Myitsone residents demonstrated in Myitkyina, Kachin State on Tuesday against assessment workshops for future hydropower projects financed by the World Bank’s International Finance Corporation (IFC).
More than 50 protesters gathered in front of the Palm Spring Resort Hotel, where representatives from Burma’s government, the state-owned China Power Investment Corporation (CPI) and the IFC were holding the workshop.
They said they feared a resumption of the multi-billion dollar Myitsone hydropower dam construction on the confluence of Irrawaddy River in Kachin State, highlighting displacement which could be caused by potential flooding, and environmental and social consequences for residents along Burma’s major waterway nationwide.
“We do not want those dams, therefore we protested,” explained Ja Hkawng, from the local organization Mungthying Rawng Jat, which translates to the Grassroots People’s Development Group.
Demonstrators urged the civilian-led National League for Democracy (NLD) government to honor locals’ desires and called for support from citizens across the country in objecting to dam construction.
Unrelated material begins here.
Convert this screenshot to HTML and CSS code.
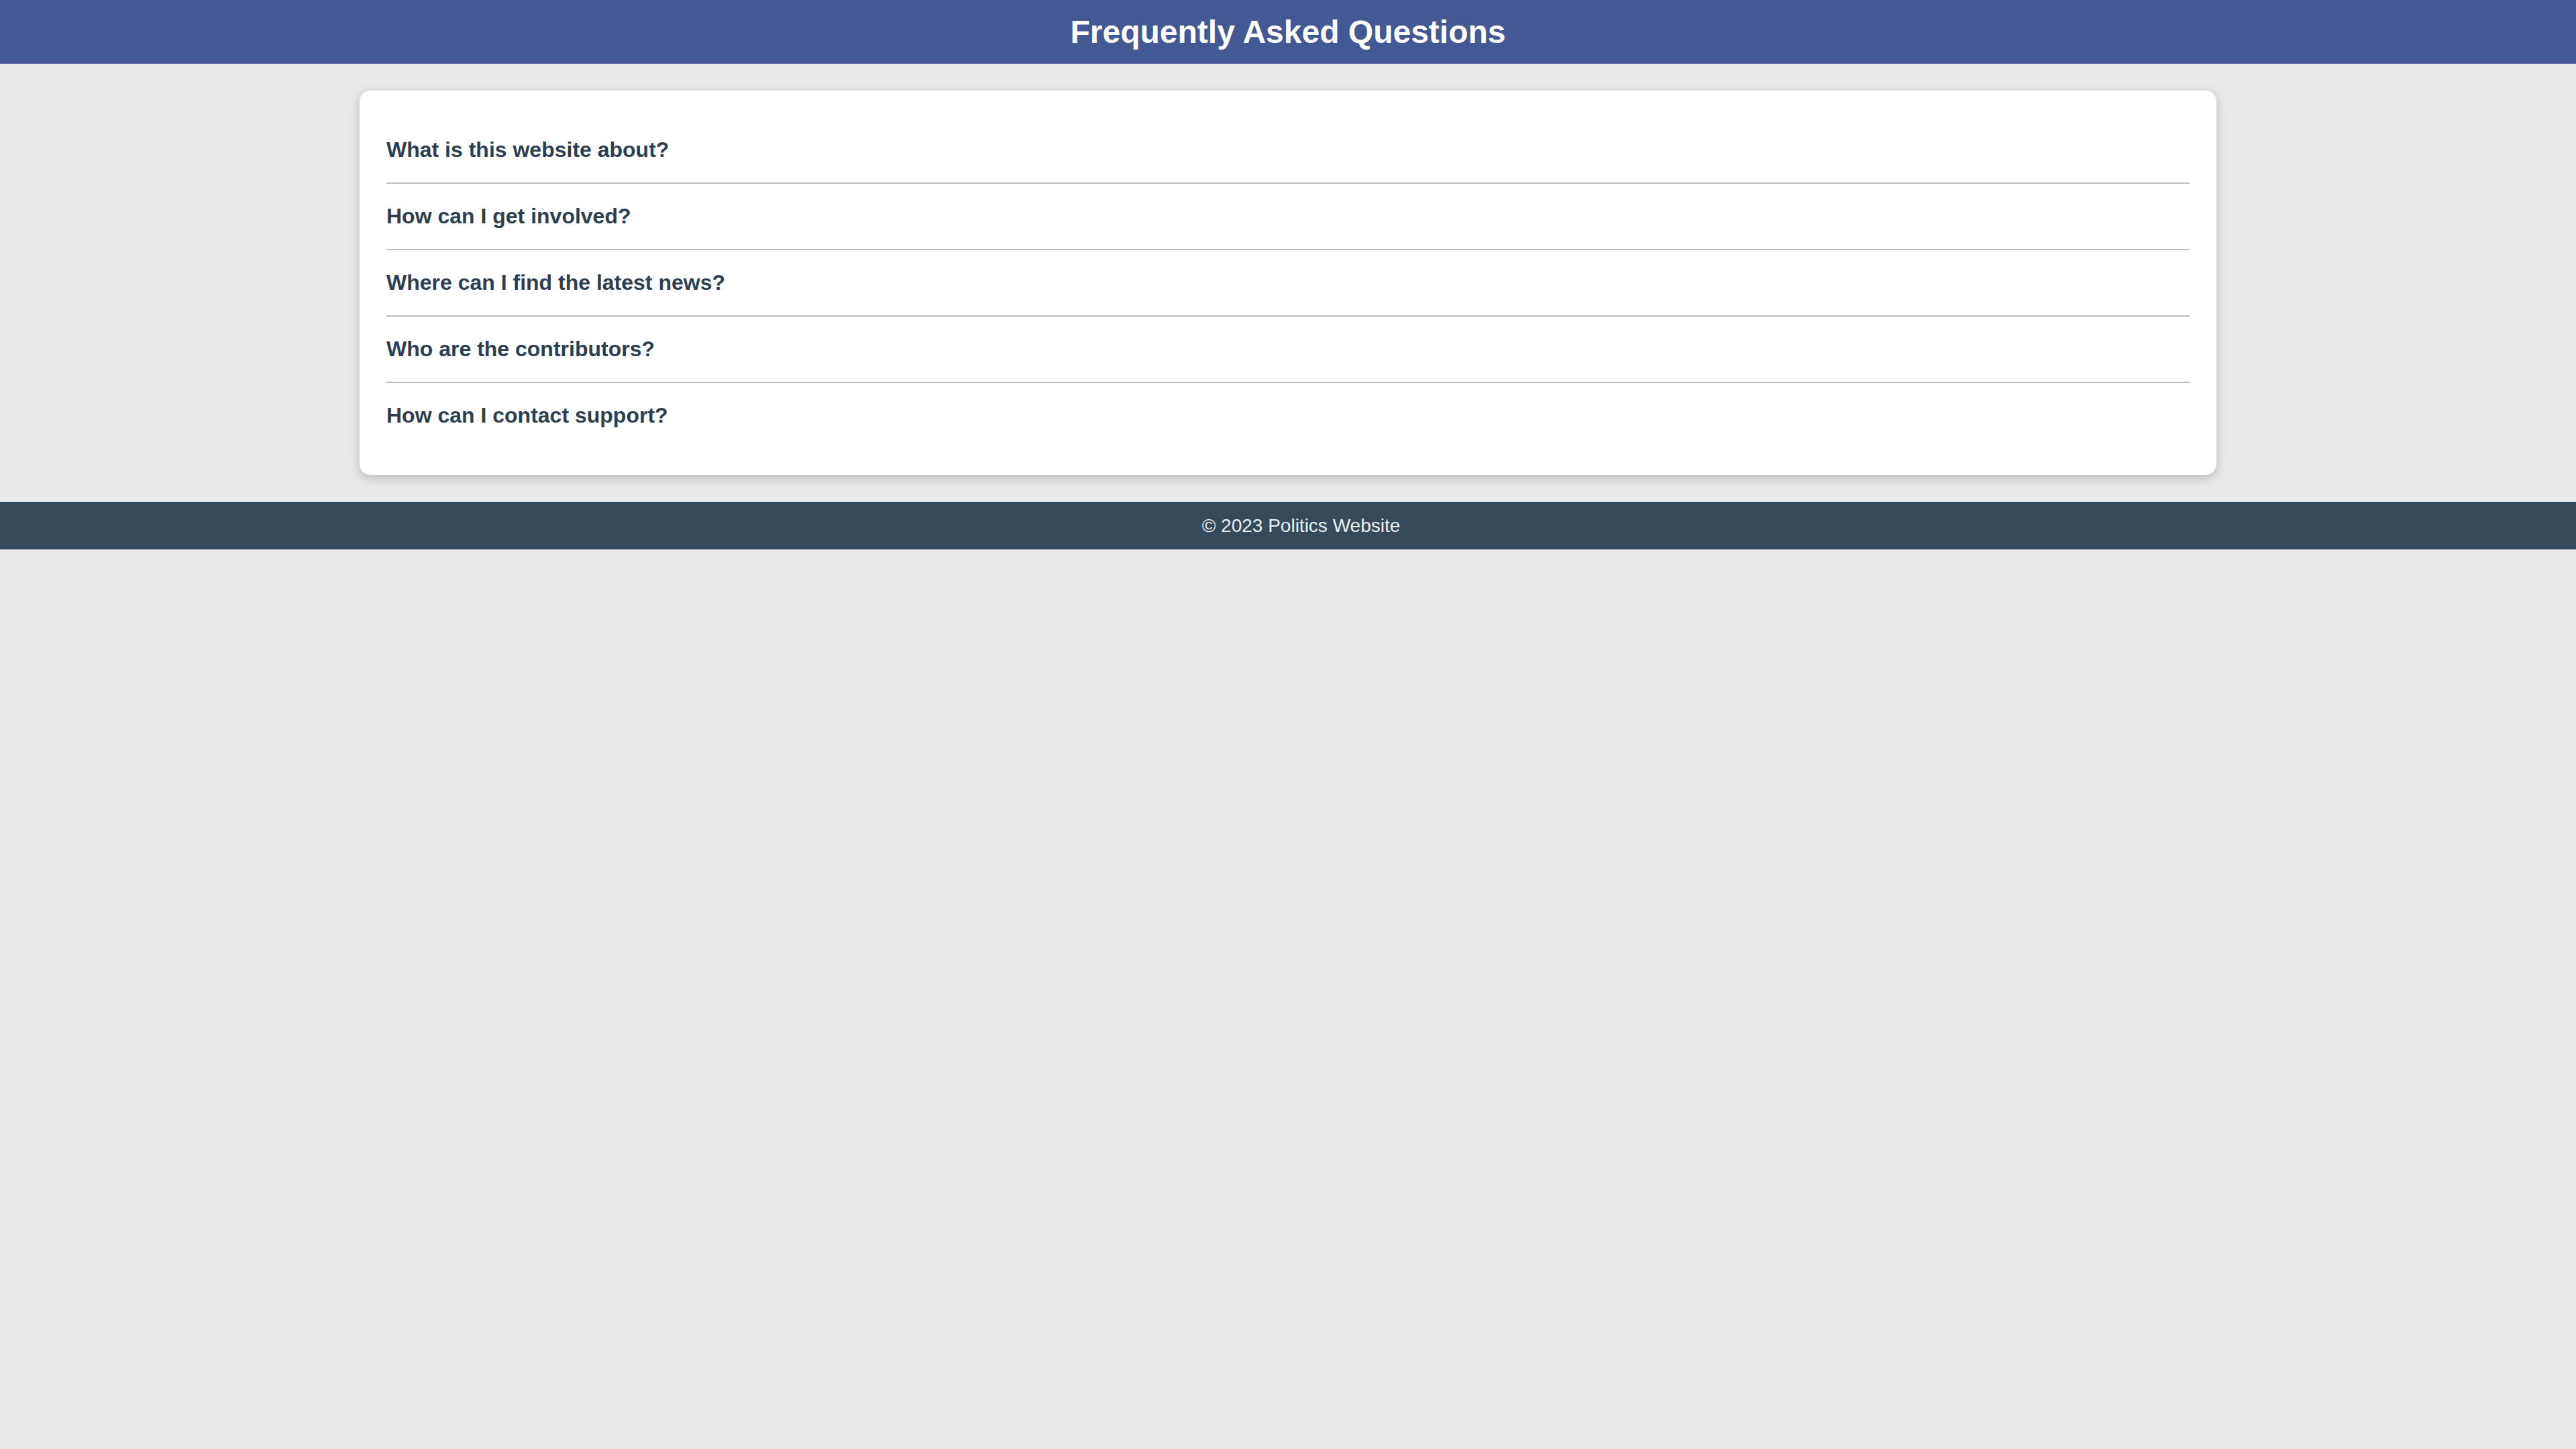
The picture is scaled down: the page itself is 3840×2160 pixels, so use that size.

In September 2011, former President U Thein Sein postponed the China-backed Myitsone dam project following the public’s widespread call to halt it.
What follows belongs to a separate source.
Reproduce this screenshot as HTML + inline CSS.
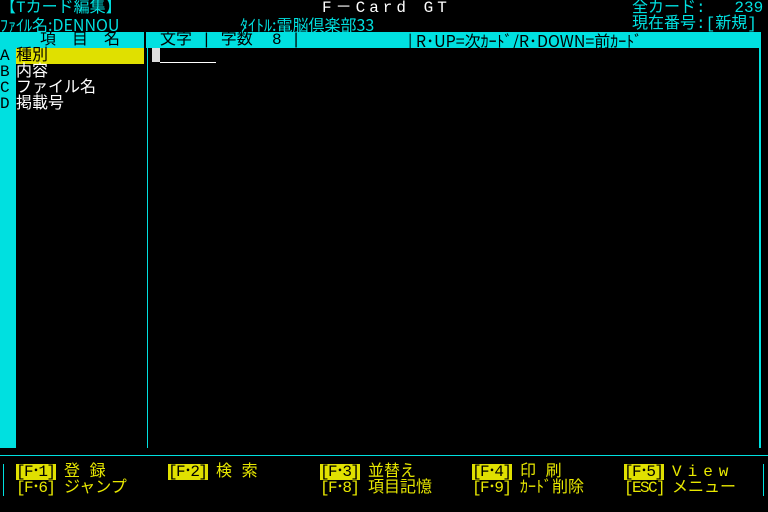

“We have been protesting against mega hydropower dam projects for a long time, and we will continue until it stops,” Ja Hkawng told The Irrawaddy. “But the government has not acted decisively on it yet. It seems more like they are backing the companies.”
A bloc of Kachin political parties—the Kachin Political Parties Coordination Committee (KPCC)—shared their letter with the IFC stating that they want no dam construction in the Myitsone area, as it is a conflict zone.
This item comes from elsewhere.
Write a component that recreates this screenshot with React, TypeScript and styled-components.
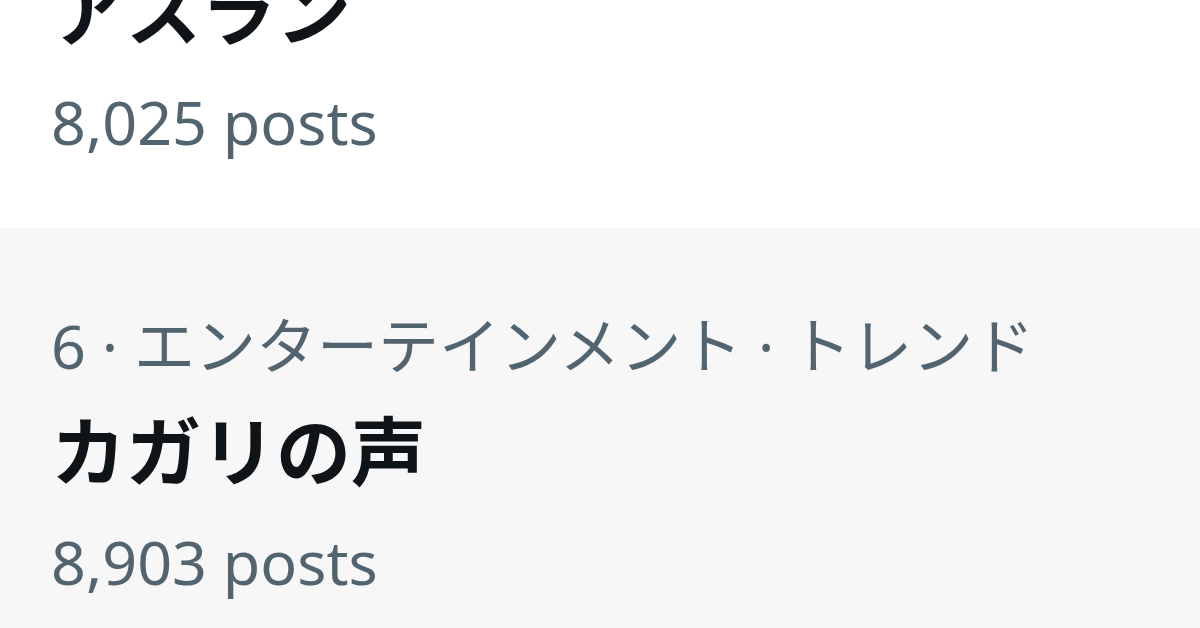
import React from "react";
import styled, { createGlobalStyle } from "styled-components";

const GlobalStyle = createGlobalStyle`
  html, body {
    margin: 0;
    padding: 0;
    background: #ffffff;
    overflow: hidden;
  }
  body {
    font-family: "Noto Sans", "Noto Sans CJK JP", sans-serif;
  }
`;

const Page = styled.div`
  width: 1200px;
  height: 628px;
  overflow: hidden;
`;

// the list is scrolled so that the first trend is partly cut off
const TrendList = styled.div`
  display: flex;
  flex-direction: column;
  margin-top: -212px;
`;

type ItemProps = {
  hovered?: boolean;
};

const TrendItem = styled.div<ItemProps>`
  display: flex;
  flex-direction: column;
  height: 440px;
  box-sizing: border-box;
  padding: 68px 50px 0 51px;
  background: ${({ hovered }) => (hovered ? "#f7f7f7" : "#ffffff")};
`;

const Meta = styled.div`
  color: #536471;
  font-size: 61px;
  line-height: 100px;
  white-space: nowrap;
`;

const Title = styled.div`
  color: #0f1419;
  font-size: 75px;
  font-weight: 700;
  line-height: 110px;
  white-space: nowrap;
`;

const Posts = styled(Meta)`
  margin-top: 6px;
`;

type Trend = {
  rank: number;
  category: string;
  name: string;
  posts: string;
};

const trends: Trend[] = [
  { rank: 5, category: "エンターテインメント · トレンド", name: "アスラン", posts: "8,025 posts" },
  { rank: 6, category: "エンターテインメント · トレンド", name: "カガリの声", posts: "8,903 posts" },
];

export default function App() {
  return (
    <Page>
      <GlobalStyle />
      <TrendList>
        {trends.map((t, i) => (
          <TrendItem key={t.rank} hovered={i === 1}>
            <Meta>
              {t.rank} · {t.category}
            </Meta>
            <Title>{t.name}</Title>
            <Posts>{t.posts}</Posts>
          </TrendItem>
        ))}
      </TrendList>
    </Page>
  );
}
“We explained that as there is still fighting in the area [between the Burma Army and the Kachin Independence Army], as well as the presence of tens of thousands of internally displaced people, there must be a moratorium on all such large projects,” said Jaw San Naw, the secretary of both the Kachin Democratic Party and the KPCC.
“Therefore, we call on international banks and companies not to promote such projects until there is peace in our country,” read their statement.
Jaw San Naw added that now it is not the right time for companies to sponsor large-scale investment projects, particularly while ignoring the Kachin people’s suffering and their “lack of constitutional rights to make decisions regarding natural resources in their homeland.”
Citing CPI’s visit to Myitkyina in 2016 to discuss a potential restart of the Myitsone dam project, locals said they were worried that the World Bank’s IFC-sponsored workshops in the Kachin State capital, and in other cities, could be pushing for the postponed dam projects to resume.
The NLD government formed the Irrawaddy Myitsone Inquiry Commission last August, tasked with evaluating the hydropower project on the Irrawaddy River. The commission submitted its first assessment to President U Htin Kyaw in November, meeting its projected deadline. Committee members have said they will come up with a full report at a later date, as field studies are ongoing, but no update was available at the time of reporting.